Does anybody here know which tools is he referring to?
Knowing C/C++, the existence of such tools wouldn't be surprising, but frankly I've never heard of any.

 

[Frank]

That being said, is (i++) + (i++) well defined? I'm still totally confused now... part of my world fell apart...

How about:

i += (i++)++;

or:

i++ += i++;

?

They should be defined.

It's all about only doing a single action in each separate part of your expression. Just don't use any ambigious constructs.

 

[arjan de lumens]

How about:

i += (i++)++;

or:

i++ += i++;

?
They should be defined.

These don't cause undefined behavior; they don't compile at all. You're trying to assign to something that isn't an lvalue. The basic idea is that while 'i' is a variable in its own right, the expression 'i++' is not. It is just a value, and as such the ++ operator does not make any sense on it. You might as well try to explain how code like

int p = (i+2)++ +j;

ought to behave.

 

[Frank]

You're trying to assign to something that isn't an lvalue. The basic idea is that while 'i' is a variable in its own right, the expression 'i++' is not. It is just a value, and as such the ++ operator does not make any sense on it.
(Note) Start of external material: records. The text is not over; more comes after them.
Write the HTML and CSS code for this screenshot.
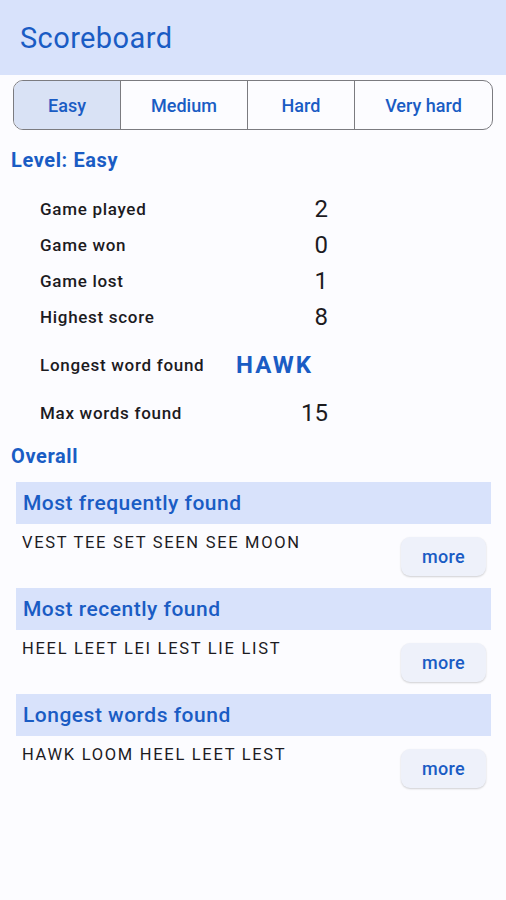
FILE: index.html
```html
<!DOCTYPE html>
<html>
<head>
<meta charset="utf-8">
<link rel="stylesheet" href="styles.css">
</head>
<body>
<header class="appbar">Scoreboard</header>
<nav class="segments">
  <div class="seg selected">Easy</div>
  <div class="seg">Medium</div>
  <div class="seg">Hard</div>
  <div class="seg">Very hard</div>
</nav>
<h2 class="heading level">Level: Easy</h2>
<div class="stats">
  <div class="row"><span class="label">Game played</span><span class="value">2</span></div>
  <div class="row"><span class="label">Game won</span><span class="value">0</span></div>
  <div class="row"><span class="label">Game lost</span><span class="value">1</span></div>
  <div class="row"><span class="label">Highest score</span><span class="value">8</span></div>
  <div class="row wide"><span class="label">Longest word found</span><span class="value word">HAWK</span></div>
  <div class="row"><span class="label">Max words found</span><span class="value">15</span></div>
</div>
<h2 class="heading overall">Overall</h2>
<section class="section">
  <div class="section-title">Most frequently found</div>
  <div class="section-body">
    <div class="words">VEST TEE SET SEEN SEE MOON</div>
    <button class="more">more</button>
  </div>
</section>
<section class="section">
  <div class="section-title">Most recently found</div>
  <div class="section-body">
    <div class="words">HEEL LEET LEI LEST LIE LIST</div>
    <button class="more">more</button>
  </div>
</section>
<section class="section">
  <div class="section-title">Longest words found</div>
  <div class="section-body">
    <div class="words">HAWK LOOM HEEL LEET LEST</div>
    <button class="more">more</button>
  </div>
</section>
</body>
</html>
```
FILE: styles.css
```css
* { box-sizing: border-box; }
html, body {
  margin: 0;
  padding: 0;
  background: #fcfcff;
  font-family: Roboto, "Noto Sans", sans-serif;
  color: #1c1b1f;
}
.appbar {
  height: 75px;
  background: #d8e2fb;
  color: #1a5cc4;
  font-size: 29px;
  letter-spacing: 0.4px;
  display: flex;
  align-items: center;
  padding-left: 20px;
}
.segments {
  margin: 5px 13px 0;
  height: 50px;
  border: 1px solid #7b7b80;
  border-radius: 10px;
  overflow: hidden;
  display: grid;
  grid-template-columns: 106fr 127fr 107fr 138fr;
}
.seg {
  display: flex;
  align-items: center;
  justify-content: center;
  font-size: 18px;
  font-weight: 500;
  color: #1a5cc4;
  border-left: 1px solid #7b7b80;
}
.seg:first-child { border-left: none; }
.seg.selected { background: #d9e2f5; }
.heading {
  margin: 0;
  padding-left: 11px;
  font-size: 20px;
  font-weight: 700;
  letter-spacing: 0.6px;
  line-height: 24px;
  color: #1a5cc4;
}
.level { margin-top: 18px; }
.stats {
  margin-top: 19px;
  padding-left: 40px;
}
.row {
  display: grid;
  grid-template-columns: 196px 92px;
  align-items: center;
  height: 36px;
}
.row.wide { margin: 12px 0; }
.label {
  font-size: 17px;
  font-weight: 500;
  letter-spacing: 0.7px;
  color: #1c1b1f;
}
.value {
  font-size: 24px;
  text-align: right;
  color: #1c1b1f;
}
.value.word {
  text-align: left;
  font-size: 24px;
  font-weight: 700;
  color: #1a5cc4;
  letter-spacing: 2px;
}
.overall { margin-top: 13px; }
.section {
  margin: 0 15px 0 16px;
}
.overall + .section { margin-top: 14px; }
.section-title {
  height: 42px;
  background: #d8e2fb;
  color: #1a5cc4;
  font-size: 21px;
  font-weight: 500;
  letter-spacing: 0.5px;
  display: flex;
  align-items: center;
  padding-left: 7px;
}
.section-body {
  height: 64px;
  display: flex;
  justify-content: space-between;
  align-items: flex-start;
  padding: 0 5px 0 6px;
}
.words {
  padding-top: 7px;
  font-size: 16.5px;
  line-height: 24px;
  letter-spacing: 1.7px;
  color: #1c1b1f;
}
.more {
  margin-top: 13px;
  width: 85px;
  height: 39px;
  border: none;
  border-radius: 9px;
  background: #eef1fa;
  box-shadow: 0 1px 2px rgba(0,0,0,0.18);
  font-family: Roboto, sans-serif;
  font-size: 18px;
  font-weight: 500;
  letter-spacing: 0.3px;
  color: #1a5cc4;
  padding: 0;
}
```
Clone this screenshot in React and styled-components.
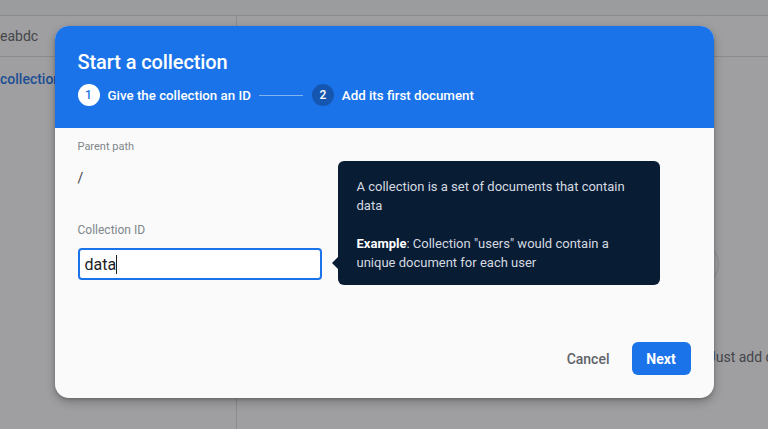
import styled, { createGlobalStyle } from 'styled-components'

const Global = createGlobalStyle`
  html, body {
    margin: 0;
    padding: 0;
    font-family: Roboto, 'Liberation Sans', sans-serif;
    overflow: hidden;
  }
  * { box-sizing: border-box; }
`

const Page = styled.div`
  width: 768px;
  height: 429px;
  background: #fff;
  display: flex;
  flex-direction: column;
  position: relative;
`

const TopStrip = styled.div`
  height: 16px;
  background: #f8f9fa;
  border-bottom: 1px solid #dadce0;
`

const Columns = styled.div`
  flex: 1;
  display: grid;
  grid-template-columns: 237px 1fr;
`

const Column = styled.div`
  display: flex;
  flex-direction: column;
  border-right: ${p => (p.$divider ? '1px solid #dadce0' : 'none')};
`

const ColHead = styled.div`
  height: 41px;
  display: flex;
  align-items: center;
  border-bottom: 1px solid #dadce0;
  font-size: 14px;
  color: #5f6368;
`

const SideLink = styled.div`
  margin-top: 14px;
  font-size: 14px;
  font-weight: 500;
  color: #1a73e8;
`

const EmptyState = styled.div`
  display: flex;
  flex-direction: column;
  padding-left: 440px;
  padding-top: 186px;
`

const GhostCircle = styled.div`
  width: 42px;
  height: 42px;
  border-radius: 50%;
  border: 1px solid #dadce0;
`

const EmptyText = styled.div`
  margin-top: 64px;
  margin-left: 31px;
  font-size: 14px;
  color: #5f6368;
  white-space: nowrap;
`

const Scrim = styled.div`
  position: absolute;
  inset: 0;
  background: rgba(32, 33, 36, 0.43);
  display: flex;
  align-items: flex-start;
  justify-content: center;
  padding-top: 26px;
`

const Dialog = styled.div`
  width: 659px;
  height: 372px;
  border-radius: 14px;
  background: #fafafa;
  box-shadow: 0 4px 10px rgba(0, 0, 0, 0.25), 0 1px 3px rgba(0, 0, 0, 0.2);
  display: flex;
  flex-direction: column;
`

const Header = styled.div`
  height: 102px;
  background: #1a73e8;
  border-radius: 14px 14px 0 0;
  padding: 24px 23px 0;
  color: #fff;
`

const Title = styled.div`
  font-size: 20px;
  line-height: 24px;
  font-weight: 500;
  letter-spacing: -0.1px;
`

const Steps = styled.div`
  margin-top: 10px;
  display: flex;
  align-items: center;
  height: 22px;
`

const StepDot = styled.div`
  width: 22px;
  height: 22px;
  border-radius: 50%;
  display: flex;
  align-items: center;
  justify-content: center;
  font-size: 12px;
  font-weight: 500;
  background: ${p => (p.$active ? '#fff' : '#1557b0')};
  color: ${p => (p.$active ? '#1a73e8' : '#fff')};
`

const StepLabel = styled.div`
  margin-left: 8px;
  font-size: 13.3px;
  font-weight: 500;
  white-space: nowrap;
`

const StepLine = styled.div`
  width: 44px;
  height: 1px;
  background: rgba(255, 255, 255, 0.45);
  margin: 0 9px 0 8px;
`

const Body = styled.div`
  flex: 1;
  position: relative;
  padding: 11px 23px 23px;
  display: flex;
  flex-direction: column;
`

const SmallLabel = styled.div`
  font-size: ${p => p.$size || 11}px;
  line-height: 16px;
  color: #80868b;
  margin-top: ${p => p.$top || 0}px;
`

const PathValue = styled.div`
  margin-top: 13px;
  font-size: 14px;
  line-height: 20px;
  color: #3c4043;
`

const Field = styled.div`
  margin-top: 10px;
  width: 244px;
  height: 32px;
  border: 2px solid #1a73e8;
  border-radius: 4px;
  background: #fff;
  display: flex;
  align-items: center;
  padding-left: 5px;
  font-size: 16px;
  color: #202124;
`

const Caret = styled.span`
  display: inline-block;
  width: 1px;
  height: 19px;
  background: #202124;
`

const Actions = styled.div`
  margin-top: auto;
  display: flex;
  justify-content: flex-end;
  align-items: center;
  gap: 11px;
`

const TextButton = styled.button`
  border: none;
  background: none;
  font-family: inherit;
  font-size: 14px;
  font-weight: 500;
  color: #5f6368;
  padding: 8px 11px 8px 12px;
`

const PrimaryButton = styled.button`
  border: none;
  background: #1a73e8;
  color: #fff;
  font-family: inherit;
  font-size: 14px;
  font-weight: 700;
  width: 59px;
  height: 33px;
  border-radius: 6px;
`

const Tooltip = styled.div`
  position: absolute;
  left: 283px;
  top: 33px;
  width: 322px;
  padding: 16px 19px 13px;
  background: #081c34;
  border-radius: 6px;
  color: #d5dae0;
  font-size: 13px;
  line-height: 19px;

  &::before {
    content: '';
    position: absolute;
    left: -6px;
    top: 96px;
    border-style: solid;
    border-width: 6px 6px 6px 0;
    border-color: transparent #081c34 transparent transparent;
  }

  p { margin: 0; }
  p + p { margin-top: 19px; }
  b { color: #fff; font-weight: 700; }
`

export default function App() {
  return (
    <>
      <Global />
      <Page>
        <TopStrip />
        <Columns>
          <Column $divider>
            <ColHead>eabdc</ColHead>
            <SideLink>collection</SideLink>
          </Column>
          <Column>
            <ColHead />
            <EmptyState>
              <GhostCircle />
              <EmptyText>Just add data</EmptyText>
            </EmptyState>
          </Column>
        </Columns>
        <Scrim>
          <Dialog>
            <Header>
              <Title>Start a collection</Title>
              <Steps>
                <StepDot $active>1</StepDot>
                <StepLabel>Give the collection an ID</StepLabel>
                <StepLine />
                <StepDot>2</StepDot>
                <StepLabel>Add its first document</StepLabel>
              </Steps>
            </Header>
            <Body>
              <SmallLabel>Parent path</SmallLabel>
              <PathValue>/</PathValue>
              <SmallLabel $size={12} $top={34}>Collection ID</SmallLabel>
              <Field>
                data<Caret />
              </Field>
              <Actions>
                <TextButton>Cancel</TextButton>
                <PrimaryButton>Next</PrimaryButton>
              </Actions>
              <Tooltip>
                <p>A collection is a set of documents that contain data</p>
                <p><b>Example</b>: Collection "users" would contain a unique document for each user</p>
              </Tooltip>
            </Body>
          </Dialog>
        </Scrim>
      </Page>
    </>
  )
}
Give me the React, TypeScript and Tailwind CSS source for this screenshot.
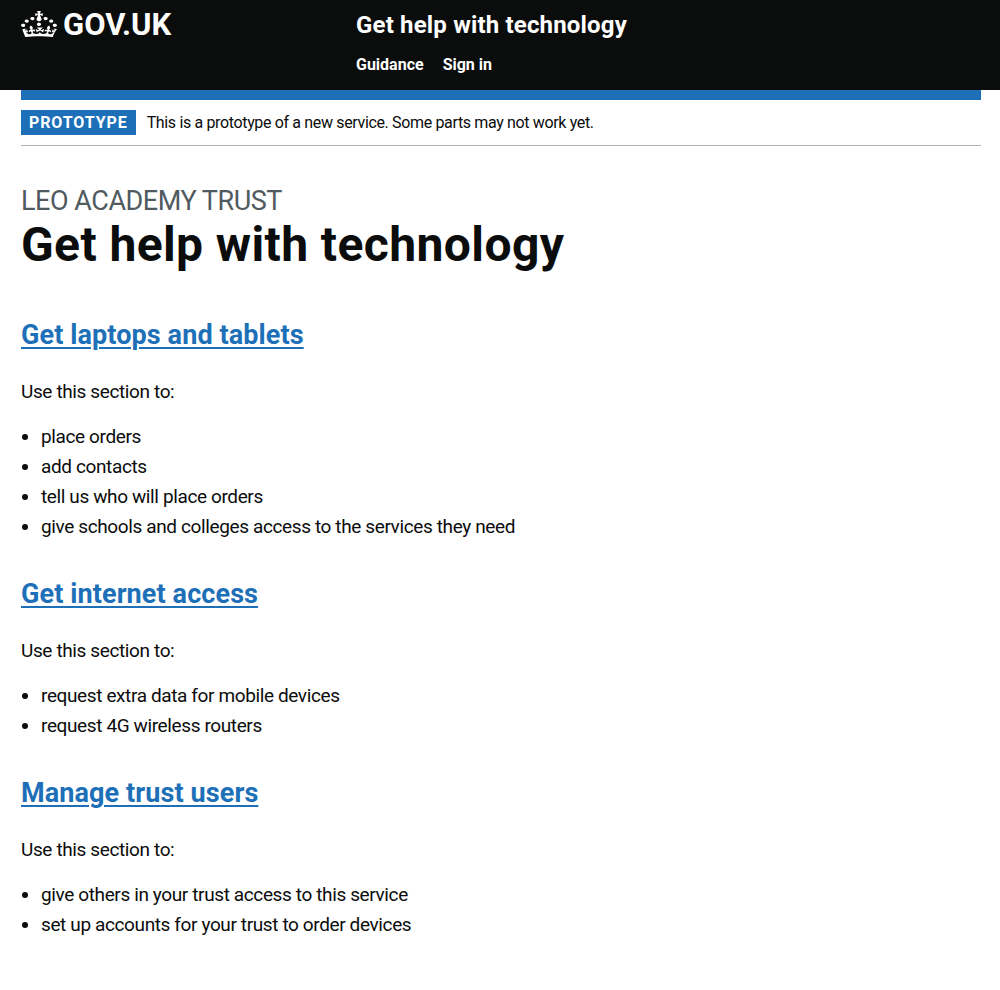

I don't agree, as the ++ operator is supposed to change the actual value of the variable. It's not a computed value, but a lookup that is pre- or postprocessed (postprocessed in this case).

Edit:

i += (i++)++;

should evaluate as:

i += i;
i++;
i++;

and

i++ += i++;

should behave the same.

 

[KimB]

Well, I think that (i++)++ would actually be the same as i++, since the ++ outside of the parentheses would be evaluated on a temporary variable (the return value of i++).

 

[Mate Kovacs]

The post[++/--] operators need and lvalue as argument, and they return a non-lvalue. So expressions like "1++" and "(i++)++" are invalid.

 

[Frank]

Well, I think that (i++)++ would actually be the same as i++, since the ++ outside of the parentheses would be evaluated on a temporary variable (the return value of i++).

I don't think it has a return value, as it shouldn't be a value. The value during execution would be just i, nothing more. And afterwards, i would be incremented. Twice. That's the idea about it, AFAIK.